Related: California's Prop 36, which amends the three strikes law, specifically has language to allow people currently serving life sentences under the law to apply for resentencing.
posted by animalrainbow at 7:41 PM on October 31, 2012


I don't know of any cases offhand, but I suspect there is ample precedent from the Repeal of Prohibition. There were doubtless people in jail at the time of Repeal for alcohol-related offenses, so if you wanted to do some digging that's where I'd start. Unfortunately a few quick searches in various databases doesn't seem to turn up very much, and searching on Google just finds a lot of people asking the question and nobody answering it — perhaps there just weren't many people actually in jail for simple alcohol possession by the time of Repeal...?

Here's an interesting paper on retroactive laws and their limits in the state of Minnesota. (Not especially germane as Minnesota is not one of the states considering legalization to my knowledge, but many of the Constitutional issues at play there would apply to other jurisdictions.) However, it mostly deals with ex post facto laws that abridge rights or define new crimes, rather than eliminate them.
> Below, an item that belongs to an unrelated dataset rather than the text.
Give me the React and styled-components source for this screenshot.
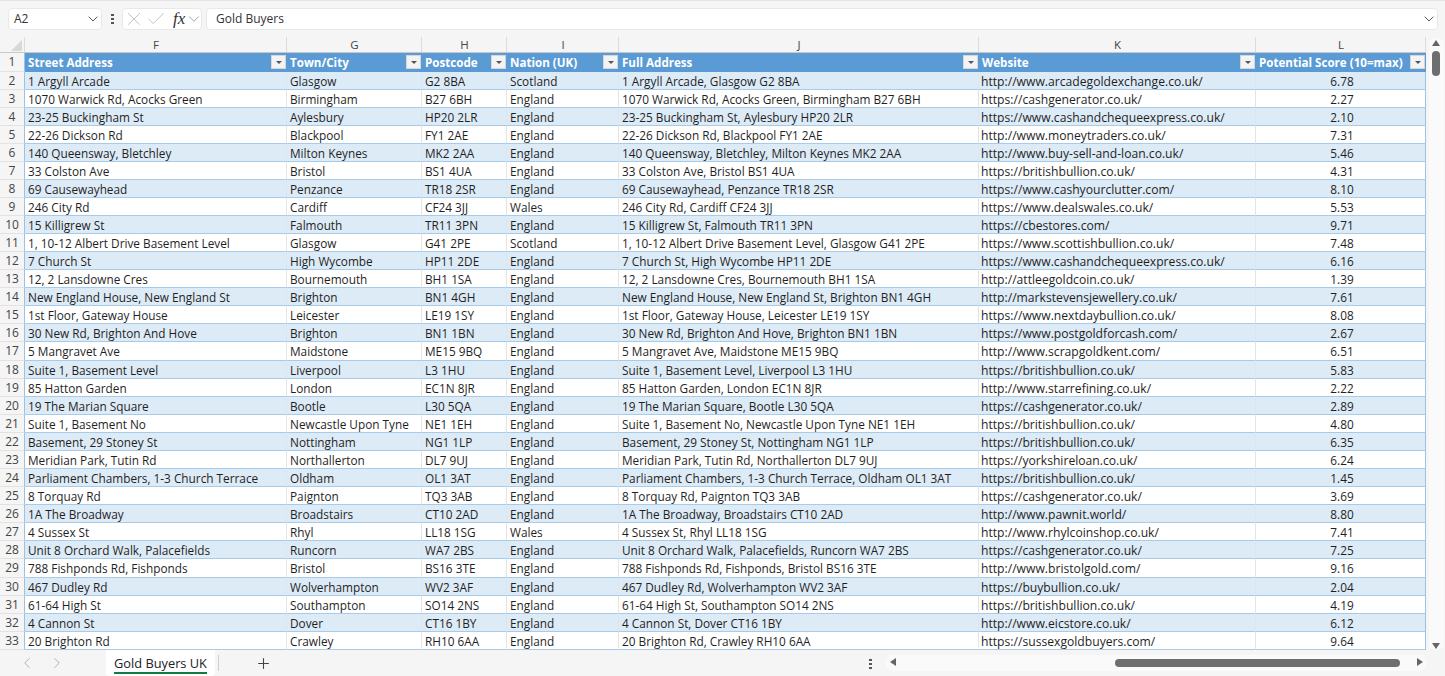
import styled, { createGlobalStyle } from "styled-components";
import { ChevronDown, ChevronLeft, ChevronRight, Check, X, Plus } from "lucide-react";

const GRID_COLS = "262px 135px 85px 112px 360px 277px 170px";
const TALL_ROWS = [1, 17, 29];

const columns = [
  { letter: "F", title: "Street Address" },
  { letter: "G", title: "Town/City" },
  { letter: "H", title: "Postcode" },
  { letter: "I", title: "Nation (UK)" },
  { letter: "J", title: "Full Address" },
  { letter: "K", title: "Website" },
  { letter: "L", title: "Potential Score (10=max)" },
];

const rows = [
  ["1 Argyll Arcade", "Glasgow", "G2 8BA", "Scotland", "1 Argyll Arcade, Glasgow G2 8BA", "http://www.arcadegoldexchange.co.uk/", "6.78"],
  ["1070 Warwick Rd, Acocks Green", "Birmingham", "B27 6BH", "England", "1070 Warwick Rd, Acocks Green, Birmingham B27 6BH", "https://cashgenerator.co.uk/", "2.27"],
  ["23-25 Buckingham St", "Aylesbury", "HP20 2LR", "England", "23-25 Buckingham St, Aylesbury HP20 2LR", "https://www.cashandchequeexpress.co.uk/", "2.10"],
  ["22-26 Dickson Rd", "Blackpool", "FY1 2AE", "England", "22-26 Dickson Rd, Blackpool FY1 2AE", "http://www.moneytraders.co.uk/", "7.31"],
  ["140 Queensway, Bletchley", "Milton Keynes", "MK2 2AA", "England", "140 Queensway, Bletchley, Milton Keynes MK2 2AA", "http://www.buy-sell-and-loan.co.uk/", "5.46"],
  ["33 Colston Ave", "Bristol", "BS1 4UA", "England", "33 Colston Ave, Bristol BS1 4UA", "https://britishbullion.co.uk/", "4.31"],
  ["69 Causewayhead", "Penzance", "TR18 2SR", "England", "69 Causewayhead, Penzance TR18 2SR", "https://www.cashyourclutter.com/", "8.10"],
  ["246 City Rd", "Cardiff", "CF24 3JJ", "Wales", "246 City Rd, Cardiff CF24 3JJ", "https://www.dealswales.co.uk/", "5.53"],
  ["15 Killigrew St", "Falmouth", "TR11 3PN", "England", "15 Killigrew St, Falmouth TR11 3PN", "https://cbestores.com/", "9.71"],
  ["1, 10-12 Albert Drive Basement Level", "Glasgow", "G41 2PE", "Scotland", "1, 10-12 Albert Drive Basement Level, Glasgow G41 2PE", "https://www.scottishbullion.co.uk/", "7.48"],
  ["7 Church St", "High Wycombe", "HP11 2DE", "England", "7 Church St, High Wycombe HP11 2DE", "https://www.cashandchequeexpress.co.uk/", "6.16"],
  ["12, 2 Lansdowne Cres", "Bournemouth", "BH1 1SA", "England", "12, 2 Lansdowne Cres, Bournemouth BH1 1SA", "http://attleegoldcoin.co.uk/", "1.39"],
  ["New England House, New England St", "Brighton", "BN1 4GH", "England", "New England House, New England St, Brighton BN1 4GH", "http://markstevensjewellery.co.uk/", "7.61"],
  ["1st Floor, Gateway House", "Leicester", "LE19 1SY", "England", "1st Floor, Gateway House, Leicester LE19 1SY", "https://www.nextdaybullion.co.uk/", "8.08"],
  ["30 New Rd, Brighton And Hove", "Brighton", "BN1 1BN", "England", "30 New Rd, Brighton And Hove, Brighton BN1 1BN", "https://www.postgoldforcash.com/", "2.67"],
  ["5 Mangravet Ave", "Maidstone", "ME15 9BQ", "England", "5 Mangravet Ave, Maidstone ME15 9BQ", "http://www.scrapgoldkent.com/", "6.51"],
  ["Suite 1, Basement Level", "Liverpool", "L3 1HU", "England", "Suite 1, Basement Level, Liverpool L3 1HU", "https://britishbullion.co.uk/", "5.83"],
  ["85 Hatton Garden", "London", "EC1N 8JR", "England", "85 Hatton Garden, London EC1N 8JR", "http://www.starrefining.co.uk/", "2.22"],
  ["19 The Marian Square", "Bootle", "L30 5QA", "England", "19 The Marian Square, Bootle L30 5QA", "https://cashgenerator.co.uk/", "2.89"],
  ["Suite 1, Basement No", "Newcastle Upon Tyne", "NE1 1EH", "England", "Suite 1, Basement No, Newcastle Upon Tyne NE1 1EH", "https://britishbullion.co.uk/", "4.80"],
  ["Basement, 29 Stoney St", "Nottingham", "NG1 1LP", "England", "Basement, 29 Stoney St, Nottingham NG1 1LP", "https://britishbullion.co.uk/", "6.35"],
  ["Meridian Park, Tutin Rd", "Northallerton", "DL7 9UJ", "England", "Meridian Park, Tutin Rd, Northallerton DL7 9UJ", "https://yorkshireloan.co.uk/", "6.24"],
  ["Parliament Chambers, 1-3 Church Terrace", "Oldham", "OL1 3AT", "England", "Parliament Chambers, 1-3 Church Terrace, Oldham OL1 3AT", "https://britishbullion.co.uk/", "1.45"],
  ["8 Torquay Rd", "Paignton", "TQ3 3AB", "England", "8 Torquay Rd, Paignton TQ3 3AB", "https://cashgenerator.co.uk/", "3.69"],
  ["1A The Broadway", "Broadstairs", "CT10 2AD", "England", "1A The Broadway, Broadstairs CT10 2AD", "http://www.pawnit.world/", "8.80"],
  ["4 Sussex St", "Rhyl", "LL18 1SG", "Wales", "4 Sussex St, Rhyl LL18 1SG", "http://www.rhylcoinshop.co.uk/", "7.41"],
  ["Unit 8 Orchard Walk, Palacefields", "Runcorn", "WA7 2BS", "England", "Unit 8 Orchard Walk, Palacefields, Runcorn WA7 2BS", "https://cashgenerator.co.uk/", "7.25"],
  ["788 Fishponds Rd, Fishponds", "Bristol", "BS16 3TE", "England", "788 Fishponds Rd, Fishponds, Bristol BS16 3TE", "http://www.bristolgold.com/", "9.16"],
  ["467 Dudley Rd", "Wolverhampton", "WV2 3AF", "England", "467 Dudley Rd, Wolverhampton WV2 3AF", "https://buybullion.co.uk/", "2.04"],
  ["61-64 High St", "Southampton", "SO14 2NS", "England", "61-64 High St, Southampton SO14 2NS", "https://britishbullion.co.uk/", "4.19"],
  ["4 Cannon St", "Dover", "CT16 1BY", "England", "4 Cannon St, Dover CT16 1BY", "http://www.eicstore.co.uk/", "6.12"],
  ["20 Brighton Rd", "Crawley", "RH10 6AA", "England", "20 Brighton Rd, Crawley RH10 6AA", "https://sussexgoldbuyers.com/", "9.64"],
];

const GlobalStyle = createGlobalStyle`
  html, body {
    margin: 0;
    padding: 0;
    overflow: hidden;
    background: #f5f5f5;
    font-family: "Open Sans", "Noto Sans", sans-serif;
    color: #222;
  }
  * { box-sizing: border-box; }
`;

const Page = styled.div`
  width: 1445px;
  height: 676px;
  display: flex;
  flex-direction: column;
  overflow: hidden;
`;

const FormulaBar = styled.div`
  height: 37px;
  flex: none;
  display: flex;
  align-items: center;
  gap: 4px;
  padding: 0 7px 1px 8px;
  border-top: 1px solid #e4e4e4;
`;

const Pill = styled.div`
  height: 22px;
  background: #fff;
  border: 1px solid #e8e8e8;
  border-radius: 4px;
  display: flex;
  align-items: center;
  font-size: 12px;
  color: #333;

  svg {
    flex: none;
  }
`;

const NameBox = styled(Pill)`
  width: 94px;
  padding: 0 0 0 5px;
  justify-content: space-between;
`;

const FxBox = styled(Pill)`
  width: 80px;
  color: #bdbdbd;
`;

const FxLabel = styled.span`
  font-family: "Liberation Serif", serif;
  font-style: italic;
  font-size: 17px;
  width: 14px;
  margin-left: 6px;
  color: #333;
`;

const FormulaInput = styled(Pill)`
  flex: 1;
  padding: 0 0 0 9px;
  justify-content: space-between;
`;

const Dots = styled.span`
  width: 3px;
  height: 11px;
  flex: none;
  margin: ${(p) => (p.$bar ? "0 4px 0 5px" : "0 1px")};
  background: radial-gradient(circle, #555 1.2px, transparent 1.4px) 0 0 / 3px 4px repeat-y;
`;

const SheetArea = styled.div`
  flex: 1;
  display: flex;
  min-height: 0;
`;

const GridWrap = styled.div`
  width: 1426px;
  flex: none;
  display: flex;
  flex-direction: column;
  overflow: hidden;
`;

const HeaderRow = styled.div`
  display: grid;
  grid-template-columns: 25px ${GRID_COLS};
  height: 16px;
  flex: none;
  border-bottom: 1px solid #c8c8c8;
`;

const Corner = styled.div`
  position: relative;
  border-right: 1px solid #dcdcdc;
  &::after {
    content: "";
    position: absolute;
    right: 2px;
    bottom: 1px;
    border-style: solid;
    border-width: 0 0 11px 11px;
    border-color: transparent transparent #d8d8d8 transparent;
  }
`;

const ColLetter = styled.div`
  border-right: 1px solid #dcdcdc;
  text-align: center;
  font-size: 11.5px;
  line-height: 15px;
  padding-left: 1px;
  color: #444;
`;

const Row = styled.div`
  display: grid;
  grid-template-columns: 25px ${GRID_COLS};
  grid-template-rows: 100%;
  height: ${(p) => (p.$tall ? 19 : 18)}px;
  flex: none;
`;

const RowNum = styled.div`
  border-right: 1px solid #9bc2e6;
  border-bottom: 1px solid #e2e2e2;
  text-align: center;
  font-size: 12px;
  line-height: 17px;
  color: #444;
`;

const Cell = styled.div`
  background: ${(p) => (p.$band ? "#ddebf7" : "#fff")};
  border-bottom: 1px solid #a9cbea;
  border-right: 1px solid ${(p) => (p.$band ? "#d9e7f3" : "#e4e4e4")};
  padding: 2px 0 0 ${(p) => (p.$link ? 2 : 3)}px;
  font-size: ${(p) => (p.$link ? 12.15 : 11.8)}px;
  line-height: 15px;
  white-space: nowrap;
  overflow: hidden;
  color: #1f1f1f;
  text-align: ${(p) => (p.$center ? "center" : "left")};
  &:last-child {
    border-right: 1px solid #9bc2e6;
  }
`;

const HeadCell = styled.div`
  position: relative;
  background: #5b9bd5;
  color: #fff;
  font-weight: 700;
  font-size: 11.6px;
  line-height: 17px;
  padding: 1px 0 0 3px;
  white-space: nowrap;
  overflow: hidden;
`;

const FilterBtn = styled.span`
  position: absolute;
  right: 1px;
  top: 2px;
  width: 15px;
  height: 14px;
  background: #f3f3f3;
  border: 1px solid #d6d6d6;
  &::after {
    content: "";
    position: absolute;
    left: 4px;
    top: 5px;
    border-style: solid;
    border-width: 3px 3px 0 3px;
    border-color: #555 transparent transparent transparent;
  }
`;

const VScroll = styled.div`
  flex: 1;
  position: relative;
  background: #f5f5f5;
`;

const VTrack = styled.div`
  position: absolute;
  top: 1px;
  bottom: 0;
  left: 3px;
  right: 1px;
  background: #fafafa;
  border-radius: 6px;
`;

const VThumb = styled.div`
  position: absolute;
  top: 14px;
  left: 6px;
  width: 8px;
  height: 25px;
  background: #6e6e6e;
  border-radius: 4px;
`;

const Arrow = styled.span`
  position: absolute;
  left: 6px;
  ${(p) => (p.$down ? "bottom: 1px;" : "top: 3px;")}
  border-style: solid;
  border-width: ${(p) => (p.$down ? "6px 4.5px 0 4.5px" : "0 4.5px 6px 4.5px")};
  border-color: ${(p) =>
    p.$down ? "#666 transparent transparent transparent" : "transparent transparent #666 transparent"};
`;

const TabBar = styled.div`
  height: 26px;
  flex: none;
  display: flex;
  align-items: center;
  background: #f5f5f5;
`;

const TabNav = styled.div`
  width: 106px;
  display: flex;
  align-items: center;
  gap: 12px;
  padding-left: 18px;
  color: #a8a8a8;
`;

const Tab = styled.div`
  height: 26px;
  width: 109px;
  background: #fff;
  border-radius: 0 0 4px 4px;
  font-size: 12.8px;
  color: #222;
  text-align: center;
  line-height: 26px;
  position: relative;
  &::after {
    content: "";
    position: absolute;
    left: 8px;
    right: 8px;
    bottom: 2px;
    height: 2px;
    background: #107c41;
  }
`;

const TabDivider = styled.span`
  width: 1px;
  height: 16px;
  margin-left: 3px;
  background: #d0d0d0;
`;

const AddTab = styled.span`
  margin-left: 36px;
  display: flex;
  color: #444;
`;

const HScrollZone = styled.div`
  margin-left: auto;
  display: flex;
  align-items: center;
  width: 577px;
  height: 26px;
  gap: 12px;
`;

const HTrack = styled.div`
  position: relative;
  width: 542px;
  height: 16px;
  background: #fafafa;
  border-radius: 8px;
`;

const HThumb = styled.div`
  position: absolute;
  left: 230px;
  top: 4px;
  width: 285px;
  height: 8px;
  background: #6e6e6e;
  border-radius: 4px;
`;

const HArrow = styled.span`
  position: absolute;
  top: 3px;
  ${(p) => (p.$right ? "right: 4px;" : "left: 5px;")}
  border-style: solid;
  border-width: ${(p) => (p.$right ? "4.5px 0 4.5px 6px" : "4.5px 6px 4.5px 0")};
  border-color: ${(p) =>
    p.$right ? "transparent transparent transparent #666" : "transparent #666 transparent transparent"};
`;

function App() {
  return (
    <Page>
      <GlobalStyle />
      <FormulaBar>
        <NameBox>
          A2
          <ChevronDown size={16} color="#555" strokeWidth={1.5} />
        </NameBox>
        <Dots $bar />
        <FxBox>
          <X size={22} strokeWidth={1} />
          <Check size={22} strokeWidth={1} />
          <FxLabel>fx</FxLabel>
          <ChevronDown size={18} color="#999" strokeWidth={1.2} />
        </FxBox>
        <FormulaInput>
          Gold Buyers
          <ChevronDown size={16} color="#555" strokeWidth={1.5} />
        </FormulaInput>
      </FormulaBar>
      <SheetArea>
        <GridWrap>
          <HeaderRow>
            <Corner />
            {columns.map((c) => (
              <ColLetter key={c.letter}>{c.letter}</ColLetter>
            ))}
          </HeaderRow>
          <Row $tall={TALL_ROWS.includes(1)}>
            <RowNum>1</RowNum>
            {columns.map((c) => (
              <HeadCell key={c.letter}>
                {c.title}
                <FilterBtn />
              </HeadCell>
            ))}
          </Row>
          {rows.map((r, i) => (
            <Row key={i} $tall={TALL_ROWS.includes(i + 2)}>
              <RowNum>{i + 2}</RowNum>
              {r.map((v, j) => (
                <Cell key={j} $band={i % 2 === 0} $center={j === 6} $link={j === 5}>
                  {v}
                </Cell>
              ))}
            </Row>
          ))}
        </GridWrap>
        <VScroll>
          <VTrack />
          <Arrow />
          <VThumb />
          <Arrow $down />
        </VScroll>
      </SheetArea>
      <TabBar>
        <TabNav>
          <ChevronLeft size={18} strokeWidth={1.2} />
          <ChevronRight size={18} strokeWidth={1.2} />
        </TabNav>
        <Tab>Gold Buyers UK</Tab>
        <TabDivider />
        <AddTab>
          <Plus size={17} strokeWidth={1.5} />
        </AddTab>
        <HScrollZone>
          <Dots />
          <HTrack>
            <HArrow />
            <HThumb />
            <HArrow $right />
          </HTrack>
        </HScrollZone>
      </TabBar>
    </Page>
  );
}

export default App;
Mostly just of interest if you're into this sort of thing.
posted by Kadin2048 at 8:34 PM on October 31, 2012


Unfortunately, for all those jailed in Washington and Colorado, Article I, Section 9, Clause 3 of the United States Constitution specifically bars both Congress and the states from passing ex post facto criminal laws

This is wrong. Or it's right, but you're misapplying the law. Congress can't criminalize something and then punish someone afterwards. But it can certainly go the other way. The courts are far less concerned with people getting out of jail "unfairly" than they are people getting sent to jail that way.
posted by valkyryn at 3:43 AM on November 1, 2012 [1 favorite]


perhaps there just weren't many people actually in jail for simple alcohol possession by the time of Repeal...?

Nobody was in jail for possession, that was never criminalized -- only manufacture, transport and sales of alcohol were forbidden, during prohibition.